The US expert focused on bilateral relations with Belarus in the security and defence areas as well as on the situation in neighbouring Ukraine. Lukashenka used this opportunity to reiterate his earlier calls for a greater US involvement in the resolution of the crisis around Ukraine.
In dissonance with Russian politicians, the Belarusian president admitted that he was not inclined to demonise NATO’s expansion eastward and to think that NATO was going to wage a war against Russia or Belarus.
The Belarusian leader also chose to talk with the security expert about expanding economic ties between Belarus and the United States.
Ending embassy row with Israel
Belarus and Israel are close to a full resolution of the recent embassy row. The situation in bilateral relations quickly deteriorated in early January when Israel announced the imminent closure of its embassy in Minsk. Belarus immediately retaliated by announcing the symmetrical withdrawal of its mission in Tel Aviv.

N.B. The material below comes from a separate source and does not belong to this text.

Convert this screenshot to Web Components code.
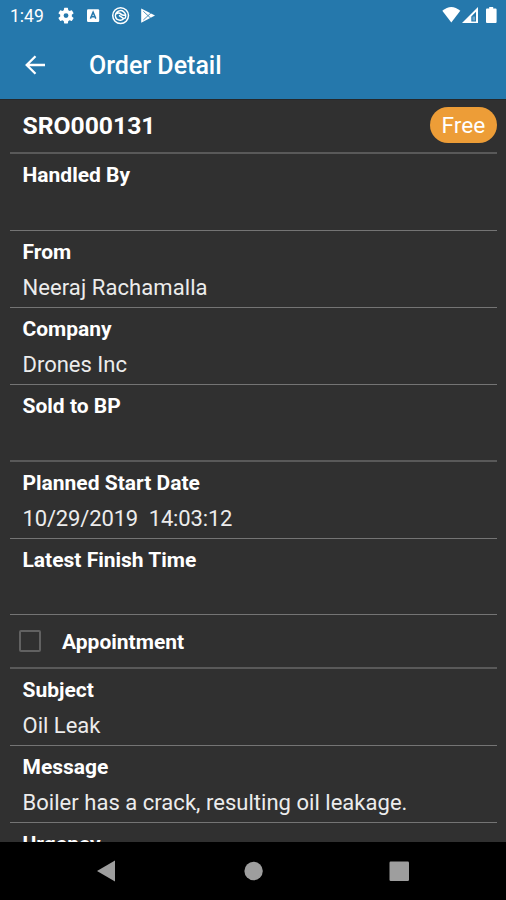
<!DOCTYPE html>
<html lang="en">
<head>
<meta charset="utf-8">
<title>Order Detail</title>
<style>
html,body{margin:0;height:100%;background:#000}
body{font-family:Roboto,"Liberation Sans",sans-serif;color:#fff;overflow:hidden}
</style>
</head>
<body>
<order-screen></order-screen>
<script>
function define(name, html) {
  const t = document.createElement('template');
  t.innerHTML = html;
  customElements.define(name, class extends HTMLElement {
    constructor() {
      super();
      this.attachShadow({ mode: 'open' }).append(t.content.cloneNode(true));
    }
  });
}

define('status-bar', `
<style>
:host{display:flex;height:32px;box-sizing:border-box;padding:0 8px 0 10px;align-items:center;justify-content:space-between;background:#2578ac}
.time{font-size:17.5px;line-height:32px;width:34px;margin-right:13px;white-space:nowrap}
div{display:flex;align-items:center}
svg{display:block}
</style>
<div>
  <span class="time">1:49</span>
  <svg width="100" height="20" viewBox="57 6 100 20" fill="#fff">
    <g transform="translate(56.3 5.9) scale(.81)"><path d="M19.14 12.94c.04-.3.06-.61.06-.94s-.02-.64-.07-.94l2.03-1.58a.5.5 0 0 0 .12-.61l-1.92-3.32a.49.49 0 0 0-.59-.22l-2.39.96a7 7 0 0 0-1.62-.94l-.36-2.54a.48.48 0 0 0-.48-.41h-3.84a.47.47 0 0 0-.47.41l-.36 2.54c-.59.24-1.13.57-1.62.94l-2.39-.96a.47.47 0 0 0-.59.22L2.74 8.87a.47.47 0 0 0 .12.61l2.03 1.58c-.05.3-.09.63-.09.94s.02.64.07.94l-2.03 1.58a.5.5 0 0 0-.12.61l1.92 3.32c.12.22.37.29.59.22l2.39-.96c.5.38 1.03.7 1.62.94l.36 2.54c.05.24.24.41.48.41h3.84c.24 0 .44-.17.47-.41l.36-2.54a7 7 0 0 0 1.62-.94l2.39.96c.22.08.47 0 .59-.22l1.92-3.32a.47.47 0 0 0-.12-.61zM12 15a3 3 0 1 1 0-6 3 3 0 0 1 0 6"/></g>
    <rect x="87" y="9.2" width="12.2" height="12.8" rx="1.2"/>
    <path d="M90.4 18.6l2.7-6.4 2.7 6.4M91.4 16.8h3.4" fill="none" stroke="#2578ac" stroke-width="1.5"/>
    <circle cx="120.6" cy="15.6" r="7.9" fill="none" stroke="#fff" stroke-width="1.5"/>
    <path d="M116.8 19.2a5.1 5.1 0 1 1 8-.6M116.3 13.8c2-1.2 3.6-.9 4.7.3s2.3 1.500 4.600 1M116.800 19.200c2.500 1.600 5.500 1.200 7-.6l-4.800-3.200" fill="none" stroke="#fff" stroke-width="1.6"/>
    <path d="M141.2 8.4v14.4l13.8-7.2z"/>
    <path d="M143.3 11.3l7.6 7M143.3 20l7.6-7" stroke="#2578ac" stroke-width=".8" fill="none"/>
  </svg>
</div>
<svg width="58" height="20" viewBox="441 6 58 20" fill="#fff">
  <path d="M443.3 10.8Q452.3 3.2 461.3 10.8L452.3 22.4z"/>
  <path fill-rule="evenodd" d="M479 7v16h-16zM477 11.8l-4.700 4.800v4.800h4.700z"/>
  <path d="M473.5 16.5h2.600v4h-2.600z" opacity=".35"/>
  <path d="M490.2 7h4v1.600h2.400q1 0 1 1v12.400q0 1-1 1h-8.600q-1 0-1-1v-12.400q0-1 1-1h2.200z"/>
</svg>`);

define('app-bar', `
<style>
:host{display:flex;height:67px;box-sizing:border-box;padding-left:24px;align-items:center;background:#2578ac}
svg{display:block;margin:-1px 42px 0 0}
h1{margin:0;font-size:25px;font-weight:500;line-height:67px;white-space:nowrap}
</style>
<svg width="23" height="22" viewBox="0 0 23 22" fill="none" stroke="#fff" stroke-width="2.3"><path d="M21 11H3M11.5 2.2L2.7 11l8.800 8.800"/></svg>
<h1><slot></slot></h1>`);

define('order-head', `
<style>
:host{display:flex;height:55.1px;box-sizing:border-box;padding:0 0 1.600px 12.5px;align-items:center;justify-content:space-between;border-bottom:2px solid #595959}
.id{font-size:24.7px;line-height:28px;font-weight:700;white-space:nowrap;padding-top:1.500px}
.pill{background:#ed9d37;border-radius:19px;width:67px;height:36px;line-height:38px;text-align:center;font-size:22.7px}
</style>
<span class="id"><slot></slot></span><span class="pill"><slot name="status"></slot></span>`);

define('detail-field', `
<style>
:host{display:block;height:76.9px;box-sizing:border-box;padding:4.3px 0 0 12.5px;border-bottom:1px solid #747474}
:host([strong]){border-bottom:2px solid #595959}
.l,.v{height:35px;line-height:35px;white-space:pre}
.l{font-weight:700;font-size:21px}
.v{color:#ececec;font-size:22px;letter-spacing:var(--track,0)}
</style>
<div class="l"><slot name="label"></slot></div><div class="v"><slot></slot></div>`);

define('check-field', `
<style>
:host{display:flex;height:53.4px;box-sizing:border-box;padding:2px 0 0 9px;align-items:center;border-bottom:2px solid #595959;font-size:21px;font-weight:700}
.box{width:22px;height:22px;box-sizing:border-box;border:2px solid #616161;border-radius:2px;margin:-2px 21px 0 0}
</style>
<span class="box"></span><slot></slot>`);

define('nav-bar', `
<style>
:host{display:flex;height:58px;background:#000}
svg{display:block}
</style>
<svg width="506" height="58" viewBox="0 842 506 58" fill="#9e9e9e"><path d="M97 871l18-10.6v21.2z"/><circle cx="253.6" cy="871" r="9.2"/><rect x="389.5" y="861.5" width="19.5" height="19.5" rx="1.2"/></svg>`);

define('order-screen', `
<style>
:host{display:flex;flex-direction:column;width:506px;height:900px;background:#303030}
main{flex:1;min-height:0;overflow:hidden;padding:0 9px 0 10px;box-shadow:inset 0 1px #25282a}
nav-bar{flex:none}
</style>
<status-bar></status-bar>
<app-bar>Order Detail</app-bar>
<main>
  <order-head>SRO000131<span slot="status">Free</span></order-head>
  <detail-field><span slot="label">Handled By</span></detail-field>
  <detail-field style="--track:.08px"><span slot="label">From</span>Neeraj Rachamalla</detail-field>
  <detail-field><span slot="label">Company</span>Drones Inc</detail-field>
  <detail-field strong><span slot="label">Sold to BP</span></detail-field>
  <detail-field style="--track:-.15px"><span slot="label">Planned Start Date</span>10/29/2019  14:03:12</detail-field>
  <detail-field><span slot="label">Latest Finish Time</span></detail-field>
  <check-field>Appointment</check-field>
  <detail-field><span slot="label">Subject</span>Oil Leak</detail-field>
  <detail-field style="--track:.03px"><span slot="label">Message</span>Boiler has a crack, resulting oil leakage.</detail-field>
  <detail-field><span slot="label">Urgency</span></detail-field>
</main>
<nav-bar></nav-bar>`);
</script>
</body>
</html>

Within a few weeks, influential Israeli politicians began sending repeated signals that their government’s decision would most likely be revoked. However, the Belarusian foreign ministry refused to suspend measures directed at phasing out its diplomatic presence in Israel. Several diplomats returned to Minsk. The embassy suspended some consular services.
Even the publication of the decision to maintain the embassy on the Israeli government's web site failed to satisfy Belarusian diplomats.
Only after having received a formal notification from Israel’s foreign ministry in late March, the Belarusian foreign ministry admitted that it got formal grounds for reconsidering the issue of Belarus’ diplomatic presence in Tel Aviv.
Belarusian diplomacy has scored another victory in already the second embassy row with Israel. This time, a more resolute retaliation led to a much quicker restoration of status quo.